David Brooks Loves Cops
David Brooks, a man with a national newspaper platform upon which he can reflect and analyze events for potentially millions of readers, is using that rich platform to ruminate on the recent grand jury non-indictments in the deaths of Eric Garner and Michael Brown, innocent men who were killed for no reason by police officers.
But instead of meditating on, say, race relations in a fractured nation (to his credit, in a Dec. 1 column, Brooks vaguely encouraged readers to pursue friendship to overcome racism), Brooks is thinking about those who really matter: the cops.
Today's column is titled, enticingly, "The Cop Mind." It begins:
Like a lot of people in journalism, I began my career, briefly, as a police reporter. As the Michael Brown and Eric Garner cases have unfolded, I've found myself thinking back to those days. Nothing excuses specific acts of police brutality, especially in the Garner case, but not enough attention is being paid to the emotional and psychological challenges of being a cop.
Early on, I learned that there is an amazing variety of police officers, even compared to other professions. Most cops are conscientious, and some, especially among detectives, are brilliant.
They spend much of their time in the chaotic and depressing nether-reaches of society: busting up domestic violence disputes, dealing with drunks and drug addicts, coming upon fatal car crashes, managing conflicts large and small.
David Brooks was totally almost a cop—covering cops is like being an honorary cop. And how great are cops? Did you know that being a cop is hard? Have you never watched CHiPs, T.J. Hooker, or Law and Order? Cops are susceptible to health problems like ulcers and heart disease and are often under a lot of stress. Read this column and let David Brooks explain to what life is like for a cop, because David Brooks was a cop reporter once 40 years ago and knows all about it.
Yes: There are "good" cops and there are "bad" cops. Some agents of the state manage to keep a semblance of order without murdering unarmed people. But the math Brooks uses to support his assumption that the majority of cops are fine people who don't kill 0r hurt unarmed citizens is a bit funky. According to the 2000 National Institute of Justice Study Brooks cites, "more than 90 percent of the police officers surveyed said that it is wrong to respond to verbal abuse with force. Nonetheless, 15 percent of the cops surveyed were aware that officers in their own department sometimes or often did so."

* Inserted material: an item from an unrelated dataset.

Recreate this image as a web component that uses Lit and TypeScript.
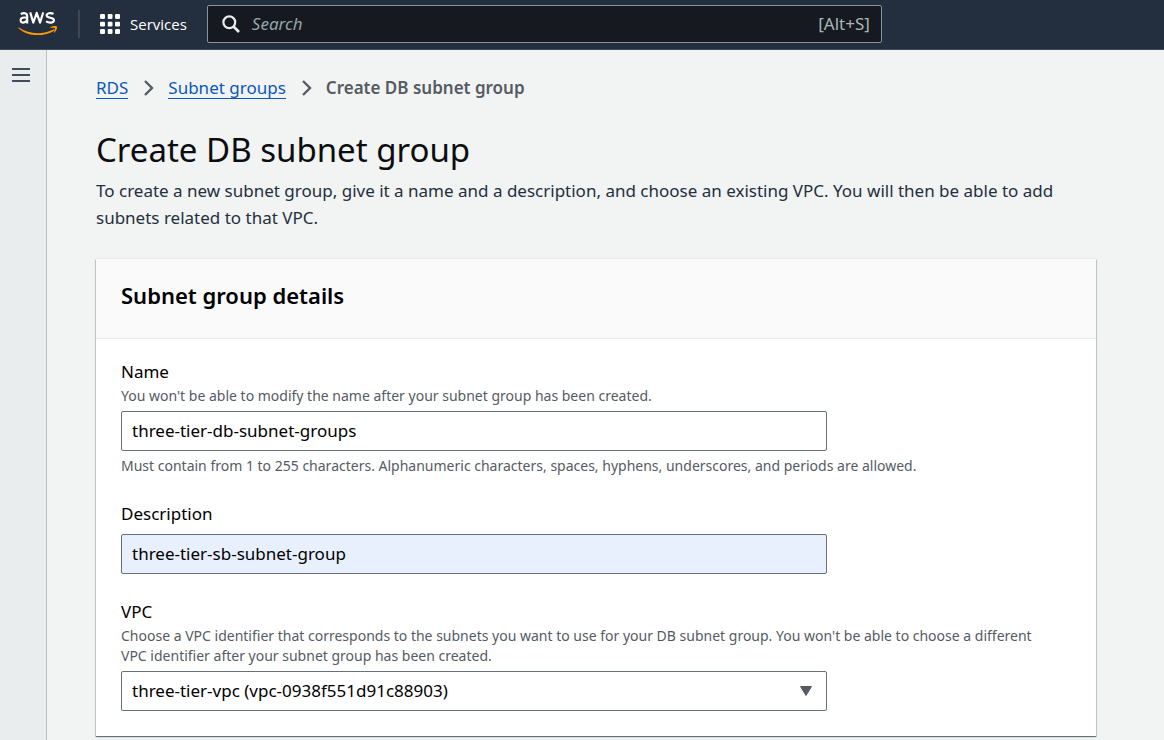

But according to the survey, the results of which you can see here, 10 percent of respondents agreed that use of force was acceptable when necessary. These officers own their abuse. Meanwhile, 85 percent of respondents said they were not aware officers in their department did such things. These officers are full of shit. So that means that a mere 5 percent of police officers who responded to the survey were not either liars or thugs (It goes without saying that this survey is 14 years out of date.)

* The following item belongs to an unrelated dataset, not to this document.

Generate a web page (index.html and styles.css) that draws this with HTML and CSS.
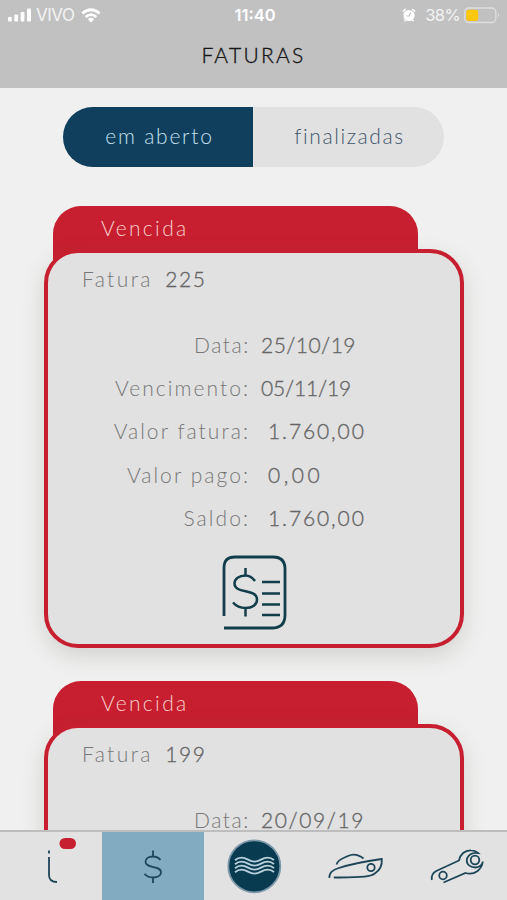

The rest of his piece, appallingly, reads like an apologia for Darren Wilson and Daniel Pantaleo, without outright naming them:
[Cops] ride an emotional and biochemical roller coaster. They experience moments of intense action and alertness, followed by emotional crashes marked by exhaustion, and isolation. They become hypervigilant. Surrounded by crime all day, some come to perceive that society is more threatening than it really is.

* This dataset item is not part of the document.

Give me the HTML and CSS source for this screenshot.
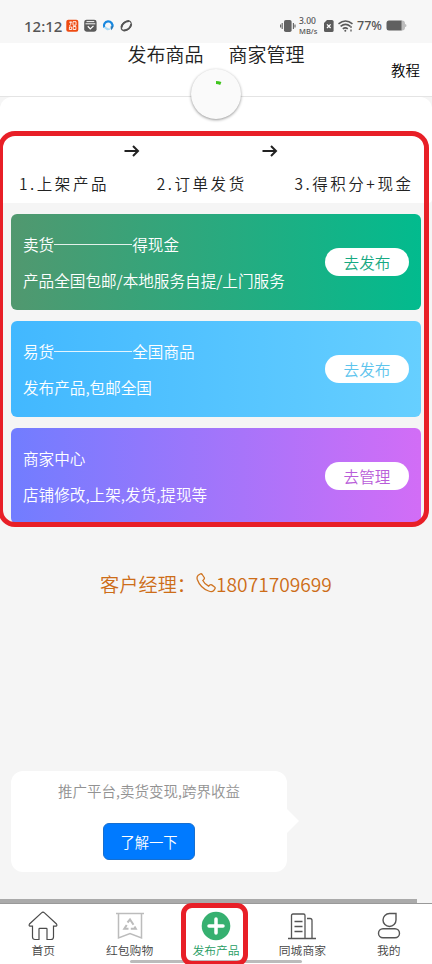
FILE: index.html
```html
<!DOCTYPE html>
<html lang="zh-CN">
<head>
<meta charset="utf-8">
<title>发布产品</title>
<link rel="stylesheet" href="styles.css">
</head>
<body>
<div class="screen">
  <div class="status">
    <span class="time">12:12</span>
    <svg class="status-left" width="68" height="14" viewBox="0 0 68 14">
      <rect x="0.3" y="0.7" width="12" height="12" rx="2" fill="#ee4b12"/>
      <g fill="none" stroke="#fff" stroke-width="0.9"><path d="M3.2 3.2H6M4.8 2.5v3.3L3 7.3M7 2.7v3.5h3V2.700zM3.500 8h2.200v2.500H3.300zM7.200 7.500h2.700v3H7.200z"/></g>
      <rect x="18.2" y="0.7" width="12.4" height="12" rx="2.4" fill="#5b5b5b"/>
      <path d="M20.5 2.6h7.8M19.5 4.8h9.8" stroke="#f7f7f7" stroke-width="1"/>
      <path d="M21.8 7.3l2.5 2.6 3.2-3" fill="none" stroke="#fff" stroke-width="1.3"/>
      <path d="M38.300 8.500A4.300 4.300 0 1 1 46.300 8" fill="none" stroke="#1787df" stroke-width="2.200"/>
      <path d="M37.500 8.500q1.500-1.700 3.500 0 2 1.700 4.500.500-1.700 2.900-4.900 2.100z" fill="#a8dbf7"/>
      <path d="M44.500 7.500l2.700-.5q.3 2.700-2 4.300z" fill="#2878b8"/>
      <g fill="none" stroke="#555"><ellipse cx="60.300" cy="6.800" rx="5.800" ry="3.900" transform="rotate(-43 60.300 6.800)" stroke-width="1.200"/><path d="M55.500 8.500C56 5 59 2.300 63 2M65.200 5.200C64.700 8.600 61.600 11.300 57.600 11.600" stroke-width="2"/></g>
    </svg>
    <svg class="vibrate" width="16" height="14" viewBox="0 0 16 14"><rect x="4" y="1" width="7.6" height="12" rx="1.8" fill="#626262"/><path d="M2.2 4v6M.6 5.5v3M13.4 4v6M15 5.5v3" stroke="#626262" stroke-width="1.1"/></svg>
    <span class="speed"><span>3.00</span><span>MB/s</span></span>
    <svg class="signal" width="30" height="14" viewBox="0 0 30 14"><path d="M1 4l3-3h5q1.600 0 1.600 1.600v8.800q0 1.600-1.600 1.600H2.600Q1 13 1 11.400z" fill="#5c5c5c"/><path d="M4 5.400l3.600 3.600M7.600 5.400l-3.600 3.600" stroke="#fff" stroke-width="1.300"/><g fill="none" stroke="#5a5a5a" stroke-width="1.600"><path d="M15.500 4.800q7-5.600 14 0M17.600 7.400q4.900-4 9.800 0M19.800 9.900q2.500-2 5 0"/></g><circle cx="22.300" cy="11.700" r="1" fill="#5a5a5a"/><path d="M28 7v2M28 10.500v2" stroke="#5a5a5a" stroke-width="1.300"/></svg>
    <span class="percent">77%</span>
    <svg class="battery" width="21" height="11" viewBox="0 0 21 11"><path d="M15 .5h1q3 0 3 3v.5q1.500 0 1.500 1.500T19 7v.5q0 3-3 3h-1z" fill="#bcbcbc"/><path d="M3 .500h12.500v10H3q-2.500 0-2.500-2.500V3Q.500.500 3 .500z" fill="#606060"/></svg>
  </div>
  <header class="header">
    <div class="tabs"><span>发布商品</span><span>商家管理</span></div>
    <a class="tutorial">教程</a>
    <div class="loader"><svg width="50" height="50" viewBox="0 0 50 50"><path d="M25 13.500q2.500 0 4.800 1" fill="none" stroke="#3fc51d" stroke-width="3"/></svg></div>
  </header>
  <section class="steps">
    <div class="arrows">
      <svg width="16" height="12" viewBox="0 0 16 12"><path d="M.5 6H14M9 1l5 5-5 5" fill="none" stroke="#222" stroke-width="2"/></svg>
      <svg width="16" height="12" viewBox="0 0 16 12"><path d="M.5 6H14M9 1l5 5-5 5" fill="none" stroke="#222" stroke-width="2"/></svg>
    </div>
    <div class="labels"><span>1.上架产品</span><span>2.订单发货</span><span>3.得积分+现金</span></div>
  </section>
  <main class="cards">
    <section class="card green"><div><p>卖货<i class="dash"></i>得现金</p><p>产品全国包邮/本地服务自提/上门服务</p></div><a class="pill">去发布</a></section>
    <section class="card blue"><div><p>易货<i class="dash"></i>全国商品</p><p>发布产品,包邮全国</p></div><a class="pill">去发布</a></section>
    <section class="card purple"><div><p>商家中心</p><p>店铺修改,上架,发货,提现等</p></div><a class="pill">去管理</a></section>
  </main>
  <div class="contact"><span>客户经理：</span><svg width="20" height="20" viewBox="0 0 20 20"><path d="M2.200 2.200L4.200 1q1.200-.6 2 .5l2 3q.6 1-.3 1.900L6.800 7.500q2 3.800 5.800 5.700l1.200-1.200q.9-.8 1.900-.1l2.900 2q1 .8.300 1.900l-1.300 2q-1.600 1.600-5 .2Q4.200 14.800 1.300 6.500.500 3.700 2.200 2.200z" fill="none" stroke="#cf7320" stroke-width="1.300"/></svg><span>18071709699</span></div>
  <section class="bubble"><p>推广平台,卖货变现,跨界收益</p><a class="learn">了解一下</a></section>
  <div class="progress"></div>
  <nav class="nav">
    <a class="item"><svg width="30" height="30" viewBox="0 0 30 30"><path d="M15 1.200q.8 0 1.500.7L28.500 13q1 1.500-.5 2.200h-2.500V26q0 2.500-2.500 2.500h-4V18q0-.7-.7-.7h-6.600q-.7 0-.7.700v10.500H7q-2.500 0-2.500-2.500V15.200H2q-1.500-.7-.5-2.200l12-11.100q.7-.7 1.500-.7z" fill="none" stroke="#4b4b4b" stroke-width="1.200"/></svg><span>首页</span></a>
    <a class="item"><svg width="30" height="30" viewBox="0 0 30 30"><g fill="none" stroke="#bcbcbc"><path d="M1 2.500h28" stroke-width="1.500"/><path d="M3.500 2.500V27L15 22.500 26.500 27V2.500" stroke-width="1.500"/><path d="M12.500 11.500l2.500-3 3.500 5.300M19.500 15.500l1.300 2.200h-5M13.500 17.700H9.300l2.400-3.700" stroke-width="2"/></g></svg><span>红包购物</span></a>
    <a class="item active"><svg width="30" height="30" viewBox="0 0 30 30"><circle cx="15" cy="15" r="14.300" fill="#36b070"/><path d="M15 8v14M8 15h14" stroke="#fff" stroke-width="3.500" stroke-linecap="round"/></svg><span>发布产品</span></a>
    <a class="item"><svg width="30" height="30" viewBox="0 0 30 30"><g fill="none" stroke="#555" stroke-width="1.300"><path d="M1 27.500h28M4.500 27.500v-23q0-1.500 1.500-1.500h10.500Q18 3 18 4.500v23M20 7.500h3q2 0 2 2v18M7.500 10.500h8M7.500 15.500h8M7.500 20.500h8"/></g></svg><span>同城商家</span></a>
    <a class="item"><svg width="30" height="30" viewBox="0 0 30 30"><g fill="none" stroke="#555" stroke-width="1.400"><path d="M22 2.500v6.500a6.500 6.500 0 1 1-6.500-6.500z"/><rect x="4.500" y="17.700" width="21" height="9" rx="4.500"/></g></svg><span>我的</span></a>
    <div class="indicator"></div>
  </nav>
  <div class="mark mark-main"></div>
  <div class="mark mark-tab"></div>
</div>
</body>
</html>
```
FILE: styles.css
```css
* { box-sizing: border-box; }
body, p { margin: 0; }
body { background: #f5f5f5; font-family: "Noto Sans CJK SC", sans-serif; font-weight: 350; color: #222; }
svg { display: block; flex: none; }
.screen { position: relative; width: 432px; height: 964px; overflow: hidden; display: flex; flex-direction: column; background: #f5f5f5; }
.screen > * { flex-shrink: 0; }

.status { height: 43px; background: #f7f7f7; padding: 8px 24px 0 24px; display: flex; align-items: center; color: #555; }
.time { font: 500 15px/20px "Noto Sans", sans-serif; width: 42px; white-space: nowrap; }
.vibrate { margin-left: 146px; }
.speed { display: flex; flex-direction: column; justify-content: space-between; height: 18px; width: 20px; margin-left: 3px; font: 500 7.500px/8px "Noto Sans", sans-serif; }
.speed span:first-child { font-size: 8.500px; line-height: 8px; }
.signal { margin-left: 4px; }
.percent { font: 500 12.500px/20px "Noto Sans", sans-serif; margin-left: 4px; width: 29px; }
.battery { flex: none; }

.header { position: relative; height: 54px; background: #fff; border-bottom: 1px solid #e4e4e4; }
.tabs { display: flex; justify-content: center; gap: 25px; font-size: 19px; line-height: 21px; }
.tutorial { position: absolute; right: 12px; top: 17px; font-size: 14.500px; line-height: 20px; color: #000; }
.loader { position: absolute; left: 191px; top: 26px; width: 50px; height: 50px; border-radius: 50%; background: #fafafa; box-shadow: 0 1px 3px rgba(0,0,0,.42); z-index: 2; }

.steps { height: 106px; background: #fff; border-radius: 12px 12px 4px 4px; padding: 48px 18.500px 0 19px; }
.arrows { display: flex; gap: 122px; padding-left: 105px; }
.labels { display: flex; justify-content: space-between; margin-top: 16px; font-size: 15.500px; line-height: 20px; letter-spacing: 2.550px; white-space: nowrap; }

.cards { padding: 11px 11px 0; display: flex; flex-direction: column; gap: 11px; }
.card { height: 96px; border-radius: 6px; padding: 12px; display: flex; justify-content: space-between; align-items: center; color: #fff; font-size: 15.600px; line-height: 36px; white-space: nowrap; }
.green { background: linear-gradient(90deg, #51986f, #02bb8e); }
.blue { background: linear-gradient(90deg, #42b8ff, #66cfff); }
.purple { background: linear-gradient(90deg, #717dff, #d26df6); }
.dash { display: inline-block; width: 78px; height: 1px; background: rgba(255,255,255,.85); vertical-align: 6px; }
.pill { width: 84px; height: 28px; border-radius: 14px; background: #fff; text-align: center; line-height: 29px; }
.green .pill { color: #16a982; }
.blue .pill { color: #5dc4ed; }
.purple .pill { color: #b95dd9; }

.contact { display: flex; justify-content: center; align-items: center; height: 30px; margin-top: 45px; font-size: 19.200px; line-height: 30px; color: #cd6d18; }
.contact svg { margin-top: -2px; }

.bubble { position: relative; width: 276px; height: 101px; margin: 172px 0 0 11px; border-radius: 12px; background: #fff; display: flex; flex-direction: column; align-items: center; padding-top: 10px; color: #929292; font-size: 14.500px; line-height: 20px; }
.bubble::after { content: ""; position: absolute; left: 276px; top: 38px; border: solid transparent; border-width: 12px 0 12px 12px; border-left-color: #fff; }
.learn { width: 92px; height: 37px; margin-top: 22px; border: 1px solid #176fd0; border-radius: 6px; background: #007aff; color: #fff; text-align: center; line-height: 35px; font-size: 14.300px; }

.progress { width: 417px; height: 4px; margin-top: 27px; background: #aaa; }
.nav { position: relative; height: 61px; border-top: 1px solid #999; background: #fff; display: flex; }
.item { flex: 1; display: flex; flex-direction: column; align-items: center; padding-top: 7px; color: #444; font-size: 11.800px; line-height: 18px; }
.active { color: #269c62; }
.indicator { position: absolute; left: 130px; top: 56px; width: 172px; height: 3px; border-radius: 2px; background: #bbb; }

.mark { position: absolute; border: 5px solid #e81f27; pointer-events: none; }
.mark-main { left: -2px; top: 131px; width: 431px; height: 396px; border-radius: 17px; }
.mark-tab { left: 181px; top: 903px; width: 67px; height: 63px; border-radius: 11px; }
```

To cope, they emotionally armor up. Many of the cops I was around developed a cynical, dehumanizing and hard-edged sense of humor that was an attempt to insulate themselves from the pain of seeing a dead child or the extinguished life of a young girl they arrived too late to save.
You see, wasn't Wilson or Pantaleo's fault that they killed Brown and Garner—it was society's. And who causes the most crime in society? Brooks briefly mentions race, mentioning the statistic that "only 1 in 20 white officers believe that blacks and other minorities receive unequal treatment from the police. But 57 percent of black officers are convinced the treatment of minorities is unfair." This, he says, is a "blind spot."
"[A]t the core of the profession," Brooks continues,
lies the central problem of political philosophy. How does the state preserve order through coercion? When should you use overwhelming force to master lawbreaking? When is it wiser to step back and use patience and understanding to defuse a situation? How do you make this decision instantaneously, when testosterone is flowing, when fear is in the air, when someone is disrespecting you and you feel indignation rising in the gut?
I am not a cop, but I think the answer to the question "How do you make the decision to use coercive force when someone is disrespecting you?" is do not use coercive force. If you are unable to make clearheaded decisions when "you feel indignation rising in your gut" you should not be a cop. You should do something that does not bring you and your gun into regular contact with other human beings. If you don't know not to kill or beat people when you feel disrespected you should probably not even go on the New York City subway.
David Brooks, lover of rules and order, orator of political philosophy, closes with a flourish: "Racist police brutality has to be punished," he writes. "But respect has to be paid."
Content from 2014 in the country's leading liberal newspaper.